It was cloudy with rain on the horizon when I headed out to Boundary Bay to try for some more shots of the Buff-breasted Sandpiper and Ruff. Both had been seen earlier in the day. As I was about to head down to the beach,
… this female Coyote trotted by.
Once it had passed I headed west to the pilings and there was no sign of either the Buff-breasted or Ruff. So I headed back all the way to 112 St. and still nothing.
Fortunately there were lots of Pectoral Sandpiper around today.
So I settled in with one group,
… and got a few photos of one cooperative bird.
Even tried my hand at video for the first time in the field with the new camera when the Pectoral Sandpiper settled in next to some Least Sandpipers.
Not wanting to give up I headed all the way back to the pilings. Brian was tagging along on the dyke while I remained on the beach,
… and just west of the pilings we located the Ruff.
While it was busy foraging with some Pectoral Sandpipers initially,
… it settled down in one area
… to do some preening. As it was staying put,
… figured I would try my hand at some more video before calling it a day. The timing was good as I got back to 104 St. the rain started.
On the tidal flats at Boundary Bay prior to the high tide there were lots of shorebirds around again this afternoon.
The only ones that seemed willing to cooperate with me were some Baird’s Sandpiper.
With a little patience they settled in with me there,
… continuing to forage amongst the seaweed.
As the tide came in I met up with Roger and John who had been watching the plover flocks. They had seen the Red Knots and Marbled Godwit that have been around the last few days. Neither them or myself had seen a Buff-breasted Sandpiper.
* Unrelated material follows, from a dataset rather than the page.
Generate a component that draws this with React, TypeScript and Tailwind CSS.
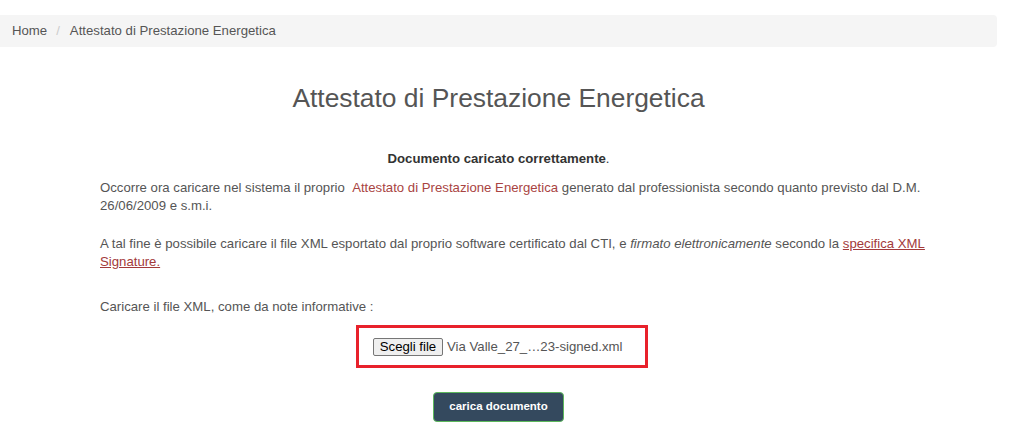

We all headed back up on to the dyke and headed west towards the pilings. In that area Roger spotted a juvenile Ruff. We saw it fly west, circle high overhead and then drop back down to the beach. After checking all the way to 96 St. we could not relocate the bird. Roger left us at this point and John and I headed back still trying to relocate the Ruff. He had also heard from another birder that there were four Buff-breasted Sandpipers to the east closer to 112 St.
Just west of 104 St. we came across Mike who had located the Ruff.
Not wanting to spook the bird I stayed up on the dyke initially.
After almost an hour of watching and photographing,
… I had an opportunity to move down from the dyke amongst the logs.
This provided a closer and better vantage point for photos.
Cannot ask for much more than this with a fairly rare visitor like the Ruff.